The juniors and seniors I met during my first semester of college shocked me with their language. They dropped the f-word — along with a whole batch of other swear words — as casually as if they were Kleenex. (Mind you, I went to a women’s college, and wasn’t expecting this sort of thing.) Trying desperately to be sophisticated, I imitated their swearing. When I came home for Christmas break, I sat together with my father in the living room — me with a whiskey sour, he with his scotch. My father was the kind of man who occasionally let fly the word “damn” only to apologize afterwards. Holding my drink, and feeling very much a grownup, I showed off my newly acquired f-word.

The room fell silent. My father stared deep into his scotch before softly saying, “I never thought I’d see the day where I’d spend thousands of dollars to send my daughter off to be educated only to see her return home using this kind of language.” I was ashamed. Yet I also felt a secret surge of pride. In bringing the f-word into our thoroughly middle-class home, I had giddily joined a rebellion I didn’t yet fully understand.

At the time, the idea (if you can call it that) was that casual use of the f-word demonstrated freedom from conventions. For women, especially, it meant rejecting the social conventions that considered them vulnerable to an attack of the vapors should they ever hear the f-word. Uttering the f-word seemed to make women the equal of men. Somehow, it deflated the power of men, who were more likely to swear. Add to that the subversiveness of attacking bourgeois culture where it hurt most — in its appearance of propriety.

In retrospect — after the dust eventually settled — it’s easy to see that bringing the f-word out of the closet and into the public sphere destroyed the dignity and beauty of middle-class conversation, established boring speech rhythms centering on repetition of “f-ing,” and smashed to smithereens subtlety, wit, and good diction in ordinary conversation.  But that’s in retrospect. At the time, it seemed like an easy and fun liberation from having to conform to “polite” speech.

By the time my daughter was born, I had finally started to curb my swearing. I still used it, but mostly only in private when I stubbed a toe or became heated when listening to talking heads on the television. My husband was about the same, although he — a California boy — had a fouler mouth than mine. We had a friend–a sweet guy, by the way– who constructed whole sentences around the f-word. His speech followed the musical pattern “abab,” where a equals f-ing and b equals motherf-er: “That f-ing motherf-er drives me f-ing up the motherf-ing wall.”

Raising my daughter pressured me to stop using the f-word once and for all. When I confronted the problem, I saw that I faced the enormous difficulty of trying to undo an entrenched bad habit when it’s most difficult to do so–well into adulthood.

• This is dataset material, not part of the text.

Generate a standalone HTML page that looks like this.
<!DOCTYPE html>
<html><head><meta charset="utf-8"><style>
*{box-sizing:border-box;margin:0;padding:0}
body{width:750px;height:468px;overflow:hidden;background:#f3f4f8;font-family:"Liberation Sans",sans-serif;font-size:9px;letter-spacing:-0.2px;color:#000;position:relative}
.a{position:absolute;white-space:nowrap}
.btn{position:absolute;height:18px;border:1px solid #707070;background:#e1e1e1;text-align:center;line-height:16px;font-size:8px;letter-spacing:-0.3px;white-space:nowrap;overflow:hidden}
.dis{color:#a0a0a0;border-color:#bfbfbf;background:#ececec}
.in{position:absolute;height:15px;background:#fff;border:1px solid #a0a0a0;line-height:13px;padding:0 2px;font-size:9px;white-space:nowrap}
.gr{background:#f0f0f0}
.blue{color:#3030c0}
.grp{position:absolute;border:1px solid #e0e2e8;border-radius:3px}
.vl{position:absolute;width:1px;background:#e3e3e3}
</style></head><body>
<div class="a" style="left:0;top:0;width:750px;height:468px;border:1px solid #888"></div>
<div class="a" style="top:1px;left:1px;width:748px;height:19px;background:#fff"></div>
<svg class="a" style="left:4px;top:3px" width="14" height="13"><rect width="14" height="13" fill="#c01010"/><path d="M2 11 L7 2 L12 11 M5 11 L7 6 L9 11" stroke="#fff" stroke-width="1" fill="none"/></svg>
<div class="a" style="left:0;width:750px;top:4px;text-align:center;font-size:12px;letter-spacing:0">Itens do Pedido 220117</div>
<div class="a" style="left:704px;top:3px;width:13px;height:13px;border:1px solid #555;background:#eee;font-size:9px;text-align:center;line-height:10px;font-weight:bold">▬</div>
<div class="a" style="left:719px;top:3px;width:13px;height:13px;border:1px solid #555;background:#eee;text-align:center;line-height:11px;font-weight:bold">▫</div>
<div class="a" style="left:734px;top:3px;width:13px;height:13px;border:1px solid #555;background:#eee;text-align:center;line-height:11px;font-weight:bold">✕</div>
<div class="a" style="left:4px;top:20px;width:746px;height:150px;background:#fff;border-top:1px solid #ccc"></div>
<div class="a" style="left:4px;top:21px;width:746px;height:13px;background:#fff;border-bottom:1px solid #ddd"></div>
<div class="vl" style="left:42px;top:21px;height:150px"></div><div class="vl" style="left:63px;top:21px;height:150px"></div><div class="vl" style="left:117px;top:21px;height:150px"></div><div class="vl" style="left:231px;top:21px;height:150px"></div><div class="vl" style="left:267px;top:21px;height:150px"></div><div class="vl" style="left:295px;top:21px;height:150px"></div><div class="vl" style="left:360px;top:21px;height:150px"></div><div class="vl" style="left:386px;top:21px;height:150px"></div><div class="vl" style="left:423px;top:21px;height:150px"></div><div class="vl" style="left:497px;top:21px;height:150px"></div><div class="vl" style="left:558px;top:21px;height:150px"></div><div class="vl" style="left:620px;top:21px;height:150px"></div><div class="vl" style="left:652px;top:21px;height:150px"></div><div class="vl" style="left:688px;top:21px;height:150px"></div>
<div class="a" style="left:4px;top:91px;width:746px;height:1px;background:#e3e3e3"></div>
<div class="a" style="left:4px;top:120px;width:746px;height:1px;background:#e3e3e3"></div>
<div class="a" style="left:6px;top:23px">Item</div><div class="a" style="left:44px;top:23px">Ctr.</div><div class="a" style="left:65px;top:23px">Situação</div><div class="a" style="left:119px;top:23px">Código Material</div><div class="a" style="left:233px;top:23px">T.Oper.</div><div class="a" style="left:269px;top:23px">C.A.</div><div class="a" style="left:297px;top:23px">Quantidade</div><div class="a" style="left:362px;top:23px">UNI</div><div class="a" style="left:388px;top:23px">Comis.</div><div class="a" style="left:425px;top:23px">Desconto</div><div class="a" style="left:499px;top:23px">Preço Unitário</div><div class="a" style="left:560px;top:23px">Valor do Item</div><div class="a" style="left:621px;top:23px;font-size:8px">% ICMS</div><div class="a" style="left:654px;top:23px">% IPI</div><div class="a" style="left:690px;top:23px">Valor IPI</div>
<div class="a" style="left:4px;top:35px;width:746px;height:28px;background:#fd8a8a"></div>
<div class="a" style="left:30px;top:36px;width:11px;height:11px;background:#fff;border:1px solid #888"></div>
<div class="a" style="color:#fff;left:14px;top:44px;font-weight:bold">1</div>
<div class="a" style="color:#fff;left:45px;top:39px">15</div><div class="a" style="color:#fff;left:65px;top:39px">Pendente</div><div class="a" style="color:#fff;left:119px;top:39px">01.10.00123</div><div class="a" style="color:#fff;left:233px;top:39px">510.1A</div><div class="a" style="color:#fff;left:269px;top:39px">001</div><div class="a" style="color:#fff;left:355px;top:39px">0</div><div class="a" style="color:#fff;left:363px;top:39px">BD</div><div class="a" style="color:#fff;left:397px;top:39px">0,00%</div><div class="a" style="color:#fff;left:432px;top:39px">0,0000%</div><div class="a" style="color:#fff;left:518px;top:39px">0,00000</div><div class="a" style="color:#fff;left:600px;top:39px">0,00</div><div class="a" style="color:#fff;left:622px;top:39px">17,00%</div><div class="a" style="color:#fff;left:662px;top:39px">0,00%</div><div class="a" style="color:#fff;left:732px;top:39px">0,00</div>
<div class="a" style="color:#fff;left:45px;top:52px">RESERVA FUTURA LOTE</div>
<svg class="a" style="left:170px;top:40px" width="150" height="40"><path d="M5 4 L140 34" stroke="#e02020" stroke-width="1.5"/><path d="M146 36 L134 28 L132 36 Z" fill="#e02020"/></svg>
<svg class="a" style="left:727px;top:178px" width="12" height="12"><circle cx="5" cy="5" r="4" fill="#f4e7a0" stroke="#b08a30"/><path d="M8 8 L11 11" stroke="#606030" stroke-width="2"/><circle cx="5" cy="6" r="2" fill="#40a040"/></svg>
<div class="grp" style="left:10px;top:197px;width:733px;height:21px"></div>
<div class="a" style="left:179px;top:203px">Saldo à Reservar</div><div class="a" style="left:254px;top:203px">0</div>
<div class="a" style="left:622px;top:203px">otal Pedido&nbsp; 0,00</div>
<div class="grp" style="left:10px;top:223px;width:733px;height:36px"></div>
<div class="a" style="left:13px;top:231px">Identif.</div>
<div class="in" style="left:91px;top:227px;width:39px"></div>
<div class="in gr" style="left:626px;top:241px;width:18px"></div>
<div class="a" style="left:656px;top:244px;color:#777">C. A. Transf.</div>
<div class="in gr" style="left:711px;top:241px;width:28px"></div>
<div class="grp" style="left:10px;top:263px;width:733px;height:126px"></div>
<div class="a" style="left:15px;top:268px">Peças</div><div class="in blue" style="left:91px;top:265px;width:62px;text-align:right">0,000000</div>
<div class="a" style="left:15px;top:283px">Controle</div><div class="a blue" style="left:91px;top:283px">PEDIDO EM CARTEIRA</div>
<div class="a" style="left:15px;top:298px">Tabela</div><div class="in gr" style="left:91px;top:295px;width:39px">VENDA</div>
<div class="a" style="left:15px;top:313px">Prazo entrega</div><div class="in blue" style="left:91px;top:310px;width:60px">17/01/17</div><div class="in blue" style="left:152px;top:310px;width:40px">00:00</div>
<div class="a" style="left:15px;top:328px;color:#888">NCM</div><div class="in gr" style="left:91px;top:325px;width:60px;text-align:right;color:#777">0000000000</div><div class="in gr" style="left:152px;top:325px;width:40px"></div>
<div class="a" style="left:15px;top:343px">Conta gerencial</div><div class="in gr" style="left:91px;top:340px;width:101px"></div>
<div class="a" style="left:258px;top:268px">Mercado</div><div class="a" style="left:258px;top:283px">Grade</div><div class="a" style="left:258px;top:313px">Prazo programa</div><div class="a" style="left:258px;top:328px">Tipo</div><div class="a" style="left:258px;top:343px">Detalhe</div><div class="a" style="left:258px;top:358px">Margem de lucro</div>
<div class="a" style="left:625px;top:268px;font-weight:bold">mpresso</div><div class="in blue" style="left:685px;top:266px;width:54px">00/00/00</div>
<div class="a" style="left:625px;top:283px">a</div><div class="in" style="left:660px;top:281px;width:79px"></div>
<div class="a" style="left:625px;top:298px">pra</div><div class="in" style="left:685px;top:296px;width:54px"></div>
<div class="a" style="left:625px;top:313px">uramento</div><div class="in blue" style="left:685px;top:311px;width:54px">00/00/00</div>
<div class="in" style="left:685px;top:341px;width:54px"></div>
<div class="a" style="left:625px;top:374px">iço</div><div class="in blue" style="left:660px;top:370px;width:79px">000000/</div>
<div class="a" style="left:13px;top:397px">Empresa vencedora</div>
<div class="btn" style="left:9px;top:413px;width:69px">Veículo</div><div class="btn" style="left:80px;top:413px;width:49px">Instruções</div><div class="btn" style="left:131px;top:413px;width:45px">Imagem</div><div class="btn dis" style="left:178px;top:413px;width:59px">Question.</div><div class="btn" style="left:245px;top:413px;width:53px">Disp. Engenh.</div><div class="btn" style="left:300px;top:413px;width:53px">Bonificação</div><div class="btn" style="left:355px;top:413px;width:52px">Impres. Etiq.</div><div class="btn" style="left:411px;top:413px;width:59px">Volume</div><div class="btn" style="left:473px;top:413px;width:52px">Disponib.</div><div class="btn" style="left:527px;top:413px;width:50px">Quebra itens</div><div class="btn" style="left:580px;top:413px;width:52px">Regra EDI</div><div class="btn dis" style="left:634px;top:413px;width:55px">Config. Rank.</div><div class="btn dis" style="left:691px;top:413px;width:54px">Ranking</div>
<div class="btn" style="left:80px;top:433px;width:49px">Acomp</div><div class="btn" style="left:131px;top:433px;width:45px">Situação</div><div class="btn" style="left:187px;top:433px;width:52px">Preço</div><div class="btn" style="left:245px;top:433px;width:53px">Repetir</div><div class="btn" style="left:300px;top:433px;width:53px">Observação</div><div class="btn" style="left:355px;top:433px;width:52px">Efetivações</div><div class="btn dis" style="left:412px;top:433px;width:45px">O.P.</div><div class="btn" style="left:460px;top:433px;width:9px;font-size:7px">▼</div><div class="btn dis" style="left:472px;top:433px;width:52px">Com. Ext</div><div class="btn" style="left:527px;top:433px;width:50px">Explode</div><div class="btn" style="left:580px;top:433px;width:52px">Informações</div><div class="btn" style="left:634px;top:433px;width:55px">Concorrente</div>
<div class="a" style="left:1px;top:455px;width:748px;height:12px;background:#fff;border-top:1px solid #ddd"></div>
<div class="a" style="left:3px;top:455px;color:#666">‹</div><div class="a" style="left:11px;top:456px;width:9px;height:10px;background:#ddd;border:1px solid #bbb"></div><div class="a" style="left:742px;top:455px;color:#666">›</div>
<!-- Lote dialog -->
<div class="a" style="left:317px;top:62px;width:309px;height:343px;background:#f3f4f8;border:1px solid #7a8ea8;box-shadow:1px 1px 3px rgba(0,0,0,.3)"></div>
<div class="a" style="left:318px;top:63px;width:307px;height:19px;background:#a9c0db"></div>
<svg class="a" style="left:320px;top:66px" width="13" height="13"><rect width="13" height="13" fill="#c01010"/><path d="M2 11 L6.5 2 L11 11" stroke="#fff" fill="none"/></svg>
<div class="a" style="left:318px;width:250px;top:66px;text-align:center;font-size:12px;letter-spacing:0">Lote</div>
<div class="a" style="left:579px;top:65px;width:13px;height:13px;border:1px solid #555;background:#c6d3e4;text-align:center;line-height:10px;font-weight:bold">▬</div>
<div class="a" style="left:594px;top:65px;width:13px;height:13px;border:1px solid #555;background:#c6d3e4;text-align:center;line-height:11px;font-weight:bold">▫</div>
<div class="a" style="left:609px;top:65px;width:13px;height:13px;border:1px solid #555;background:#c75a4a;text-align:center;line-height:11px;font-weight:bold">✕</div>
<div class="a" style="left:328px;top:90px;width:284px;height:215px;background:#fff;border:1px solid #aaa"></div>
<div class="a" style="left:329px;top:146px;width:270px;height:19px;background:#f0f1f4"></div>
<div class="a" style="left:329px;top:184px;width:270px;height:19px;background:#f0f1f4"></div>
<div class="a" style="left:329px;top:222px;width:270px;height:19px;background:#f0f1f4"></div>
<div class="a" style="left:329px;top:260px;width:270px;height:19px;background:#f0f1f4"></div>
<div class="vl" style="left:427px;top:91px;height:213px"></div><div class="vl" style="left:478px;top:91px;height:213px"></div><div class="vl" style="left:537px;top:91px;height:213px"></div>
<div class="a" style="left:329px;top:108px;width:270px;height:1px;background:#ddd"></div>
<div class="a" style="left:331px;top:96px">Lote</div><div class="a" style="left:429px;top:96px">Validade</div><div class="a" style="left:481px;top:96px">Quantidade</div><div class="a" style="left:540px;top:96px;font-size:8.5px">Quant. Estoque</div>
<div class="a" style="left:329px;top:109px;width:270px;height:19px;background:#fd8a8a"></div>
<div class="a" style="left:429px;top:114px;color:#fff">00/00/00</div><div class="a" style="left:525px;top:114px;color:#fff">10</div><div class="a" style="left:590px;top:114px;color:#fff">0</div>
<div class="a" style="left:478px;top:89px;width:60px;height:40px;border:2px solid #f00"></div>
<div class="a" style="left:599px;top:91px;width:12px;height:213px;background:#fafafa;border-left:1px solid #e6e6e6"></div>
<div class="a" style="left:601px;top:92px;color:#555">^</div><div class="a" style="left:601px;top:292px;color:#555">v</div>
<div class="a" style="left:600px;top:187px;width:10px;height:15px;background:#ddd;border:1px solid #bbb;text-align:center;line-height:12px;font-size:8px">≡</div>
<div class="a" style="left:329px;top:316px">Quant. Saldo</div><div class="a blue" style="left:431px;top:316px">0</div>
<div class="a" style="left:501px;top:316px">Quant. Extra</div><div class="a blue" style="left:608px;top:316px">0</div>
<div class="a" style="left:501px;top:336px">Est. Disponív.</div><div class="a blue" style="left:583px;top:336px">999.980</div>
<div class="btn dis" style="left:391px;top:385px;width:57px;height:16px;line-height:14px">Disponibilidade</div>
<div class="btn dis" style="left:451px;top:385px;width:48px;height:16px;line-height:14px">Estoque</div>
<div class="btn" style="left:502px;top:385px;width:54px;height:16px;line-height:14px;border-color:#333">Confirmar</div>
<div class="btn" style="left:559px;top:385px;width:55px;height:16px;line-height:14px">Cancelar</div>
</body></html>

When my daughter reached the age of 10, she had become keenly sensitive to bad words. Whenever I slipped and swore — especially when I used the f-word — she’d exclaim, “Mom, don’t!” At one point I agreed to pay her a quarter every time I swore; she was such a little lady that despite her natural and ferocious greed, she felt bad every time she collected a coin.

It’s my impression that young people today swear a lot less than people my age did when we were young. And when I do overhear them saying the f-word, they frequently utter it in a rather cheerful and chirpy way, utterly devoid of the attitude that accompanied the f-word in my day.

To my great consternation, my long-ago habit of swearing is proving difficult to entirely eradicate. The best I can do is to keep it down to a minimum. For whatever it’s worth, in all my years of teaching, I have never once used a swear word anywhere near a student.

“Both in the senate and when addressing individuals, use language that is seemly but not rhetorical. Be sane and wholesome in your speech.” These words come from Marcus Aurelius, whose Meditations reflect a being so entirely different from the typical modern being that I read him in wonderment. Whenever I dip into his Meditations  (which I’ve been doing periodically, at bedtime, over the past couple of years), I regret deeply that I never managed to rid myself of the f-word. What a grand and beautiful victory I would have had if only I’d pinned the damn word to the mat.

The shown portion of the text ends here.